Listed records:
■ ■ ■ ■ ■
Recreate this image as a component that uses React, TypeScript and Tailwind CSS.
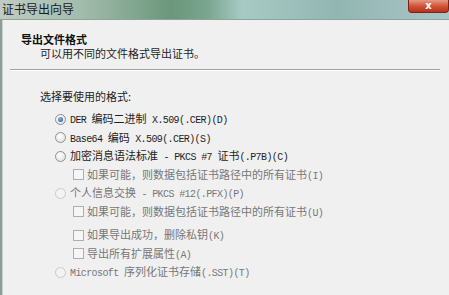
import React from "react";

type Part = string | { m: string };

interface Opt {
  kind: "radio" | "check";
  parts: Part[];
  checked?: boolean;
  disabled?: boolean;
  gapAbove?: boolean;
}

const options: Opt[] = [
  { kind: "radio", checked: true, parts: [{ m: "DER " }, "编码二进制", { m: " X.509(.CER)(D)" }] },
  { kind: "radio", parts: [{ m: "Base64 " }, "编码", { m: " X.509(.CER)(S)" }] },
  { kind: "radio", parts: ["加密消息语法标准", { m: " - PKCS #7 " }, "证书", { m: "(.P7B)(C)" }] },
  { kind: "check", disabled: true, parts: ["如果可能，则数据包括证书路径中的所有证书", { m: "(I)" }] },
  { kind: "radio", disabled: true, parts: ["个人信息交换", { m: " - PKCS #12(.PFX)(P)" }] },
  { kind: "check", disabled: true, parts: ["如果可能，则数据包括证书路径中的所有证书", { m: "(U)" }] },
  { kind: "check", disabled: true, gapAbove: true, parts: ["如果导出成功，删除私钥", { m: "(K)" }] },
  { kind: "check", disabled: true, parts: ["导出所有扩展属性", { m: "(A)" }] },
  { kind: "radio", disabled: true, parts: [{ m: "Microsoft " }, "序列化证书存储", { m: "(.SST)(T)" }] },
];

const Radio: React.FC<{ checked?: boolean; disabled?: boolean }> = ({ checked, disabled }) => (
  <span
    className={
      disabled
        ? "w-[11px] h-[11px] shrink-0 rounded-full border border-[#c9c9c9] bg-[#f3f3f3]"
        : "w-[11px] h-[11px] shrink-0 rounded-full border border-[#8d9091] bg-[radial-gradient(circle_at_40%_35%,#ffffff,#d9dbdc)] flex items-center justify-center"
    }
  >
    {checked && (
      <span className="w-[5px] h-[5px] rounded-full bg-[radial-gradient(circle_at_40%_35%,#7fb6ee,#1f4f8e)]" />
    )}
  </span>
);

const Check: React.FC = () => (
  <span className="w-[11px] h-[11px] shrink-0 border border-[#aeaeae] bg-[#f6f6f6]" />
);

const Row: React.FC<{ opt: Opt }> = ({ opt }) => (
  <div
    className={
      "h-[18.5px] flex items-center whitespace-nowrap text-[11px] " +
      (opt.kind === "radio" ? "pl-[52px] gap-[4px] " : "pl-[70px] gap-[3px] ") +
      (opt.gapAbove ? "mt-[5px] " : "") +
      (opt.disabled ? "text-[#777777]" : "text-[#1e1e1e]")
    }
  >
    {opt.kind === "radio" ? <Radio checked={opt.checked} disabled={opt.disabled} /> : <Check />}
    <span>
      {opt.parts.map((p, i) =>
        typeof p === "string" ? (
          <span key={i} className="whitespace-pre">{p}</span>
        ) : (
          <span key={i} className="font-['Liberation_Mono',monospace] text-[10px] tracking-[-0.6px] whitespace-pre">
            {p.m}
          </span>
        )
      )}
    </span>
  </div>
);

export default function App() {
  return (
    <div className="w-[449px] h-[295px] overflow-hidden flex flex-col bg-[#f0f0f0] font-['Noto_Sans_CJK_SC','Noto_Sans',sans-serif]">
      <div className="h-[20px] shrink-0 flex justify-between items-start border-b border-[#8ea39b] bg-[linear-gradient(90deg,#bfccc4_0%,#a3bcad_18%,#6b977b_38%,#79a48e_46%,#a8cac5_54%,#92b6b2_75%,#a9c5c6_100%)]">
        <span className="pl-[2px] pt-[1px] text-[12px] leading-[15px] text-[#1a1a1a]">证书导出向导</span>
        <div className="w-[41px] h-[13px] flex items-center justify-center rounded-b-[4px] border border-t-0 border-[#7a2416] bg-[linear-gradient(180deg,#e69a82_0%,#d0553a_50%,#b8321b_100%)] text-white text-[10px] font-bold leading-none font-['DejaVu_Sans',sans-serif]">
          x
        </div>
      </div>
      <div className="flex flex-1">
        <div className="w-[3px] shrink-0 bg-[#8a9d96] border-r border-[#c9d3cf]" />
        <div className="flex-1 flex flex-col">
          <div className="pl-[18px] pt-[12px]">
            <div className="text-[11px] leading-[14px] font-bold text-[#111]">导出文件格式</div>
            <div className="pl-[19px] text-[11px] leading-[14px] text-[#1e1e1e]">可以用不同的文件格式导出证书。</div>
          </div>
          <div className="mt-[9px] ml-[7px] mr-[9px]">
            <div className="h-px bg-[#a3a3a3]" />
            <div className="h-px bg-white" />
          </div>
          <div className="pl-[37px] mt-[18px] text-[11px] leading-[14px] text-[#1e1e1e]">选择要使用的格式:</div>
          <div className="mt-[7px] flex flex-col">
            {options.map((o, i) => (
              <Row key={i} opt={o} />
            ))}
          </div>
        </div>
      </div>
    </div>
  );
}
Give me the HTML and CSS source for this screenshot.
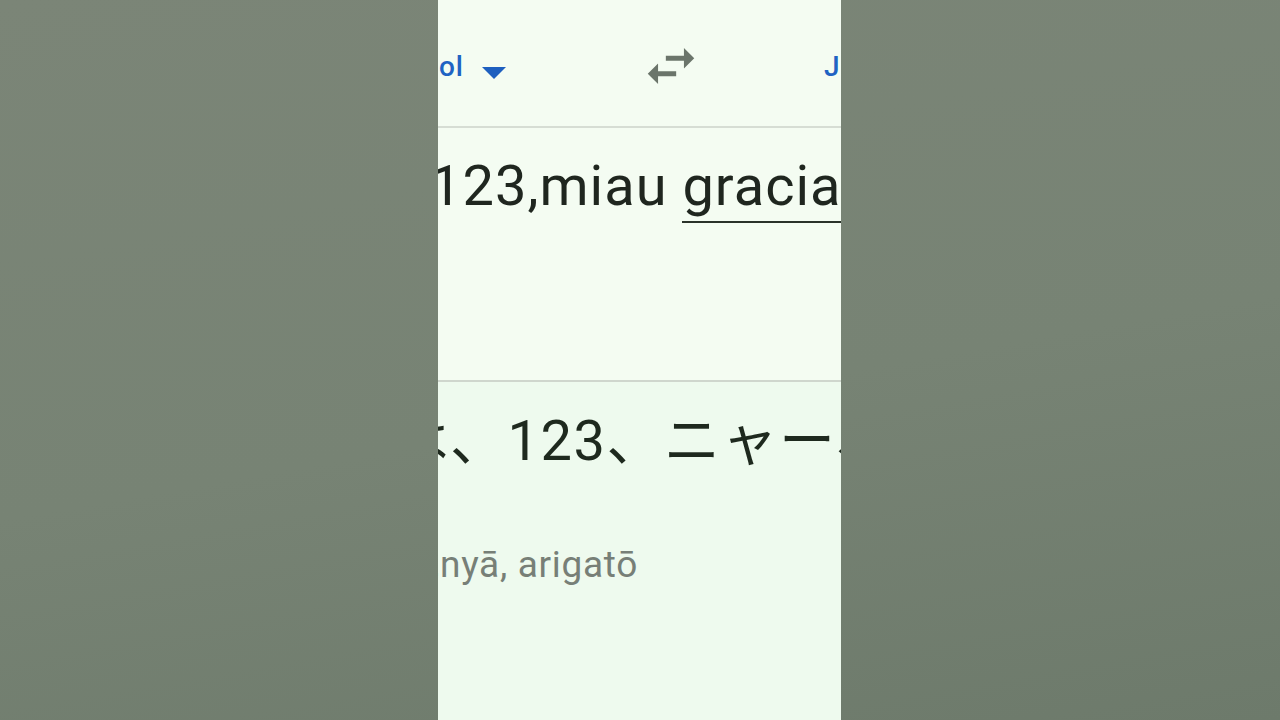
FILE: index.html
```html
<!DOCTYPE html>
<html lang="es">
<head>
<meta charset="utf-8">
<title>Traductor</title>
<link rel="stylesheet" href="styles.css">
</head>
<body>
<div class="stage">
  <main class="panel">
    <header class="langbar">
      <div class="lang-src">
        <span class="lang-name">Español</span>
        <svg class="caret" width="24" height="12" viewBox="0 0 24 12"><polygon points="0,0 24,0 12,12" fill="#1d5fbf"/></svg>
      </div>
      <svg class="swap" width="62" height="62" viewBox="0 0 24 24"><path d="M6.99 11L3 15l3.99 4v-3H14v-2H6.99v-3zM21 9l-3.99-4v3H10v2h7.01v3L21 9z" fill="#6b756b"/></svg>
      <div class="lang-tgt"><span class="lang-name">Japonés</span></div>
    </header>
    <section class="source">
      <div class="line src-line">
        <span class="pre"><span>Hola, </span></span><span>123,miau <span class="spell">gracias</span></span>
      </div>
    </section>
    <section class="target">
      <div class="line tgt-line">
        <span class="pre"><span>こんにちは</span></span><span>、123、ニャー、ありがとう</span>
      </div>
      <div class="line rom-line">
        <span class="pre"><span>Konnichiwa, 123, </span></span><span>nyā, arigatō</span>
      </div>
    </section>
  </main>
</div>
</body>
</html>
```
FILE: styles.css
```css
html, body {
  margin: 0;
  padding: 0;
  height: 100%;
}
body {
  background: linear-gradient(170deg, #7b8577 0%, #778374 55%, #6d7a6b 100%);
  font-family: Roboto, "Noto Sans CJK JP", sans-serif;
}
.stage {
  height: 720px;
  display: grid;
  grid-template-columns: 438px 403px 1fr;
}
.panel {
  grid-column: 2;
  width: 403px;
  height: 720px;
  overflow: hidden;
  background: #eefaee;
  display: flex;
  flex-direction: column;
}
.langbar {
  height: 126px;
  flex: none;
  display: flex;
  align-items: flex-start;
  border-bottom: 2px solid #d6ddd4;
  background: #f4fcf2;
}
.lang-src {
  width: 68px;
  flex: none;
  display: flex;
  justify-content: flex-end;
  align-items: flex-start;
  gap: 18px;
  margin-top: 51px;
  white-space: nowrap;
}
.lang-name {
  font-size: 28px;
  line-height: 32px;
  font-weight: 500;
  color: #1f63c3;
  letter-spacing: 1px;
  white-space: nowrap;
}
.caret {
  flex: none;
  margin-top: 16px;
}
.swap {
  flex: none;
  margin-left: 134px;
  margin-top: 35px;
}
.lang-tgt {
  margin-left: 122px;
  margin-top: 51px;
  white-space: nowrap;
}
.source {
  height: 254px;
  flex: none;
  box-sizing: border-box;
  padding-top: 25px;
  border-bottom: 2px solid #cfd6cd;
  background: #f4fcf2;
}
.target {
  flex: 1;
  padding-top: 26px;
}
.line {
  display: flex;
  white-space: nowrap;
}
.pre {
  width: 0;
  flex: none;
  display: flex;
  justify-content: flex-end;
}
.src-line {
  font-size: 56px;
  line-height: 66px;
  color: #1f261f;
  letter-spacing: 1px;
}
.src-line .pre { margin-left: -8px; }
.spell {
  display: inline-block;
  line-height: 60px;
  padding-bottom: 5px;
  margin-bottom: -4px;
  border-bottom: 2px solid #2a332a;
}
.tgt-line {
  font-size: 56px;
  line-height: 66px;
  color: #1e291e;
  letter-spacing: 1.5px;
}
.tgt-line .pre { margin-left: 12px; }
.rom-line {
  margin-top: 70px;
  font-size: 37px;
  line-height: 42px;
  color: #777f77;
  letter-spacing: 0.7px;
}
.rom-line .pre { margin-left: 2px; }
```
■ ■ ■ ■ ■
Task description: Only the lines from the start of the records to the line with "type Part = string" belong in the copy. Print them exactly, minus pictures.

Response for this exercise:
Recreate this image as a component that uses React, TypeScript and Tailwind CSS.
import React from "react";

type Part = string | { m: string };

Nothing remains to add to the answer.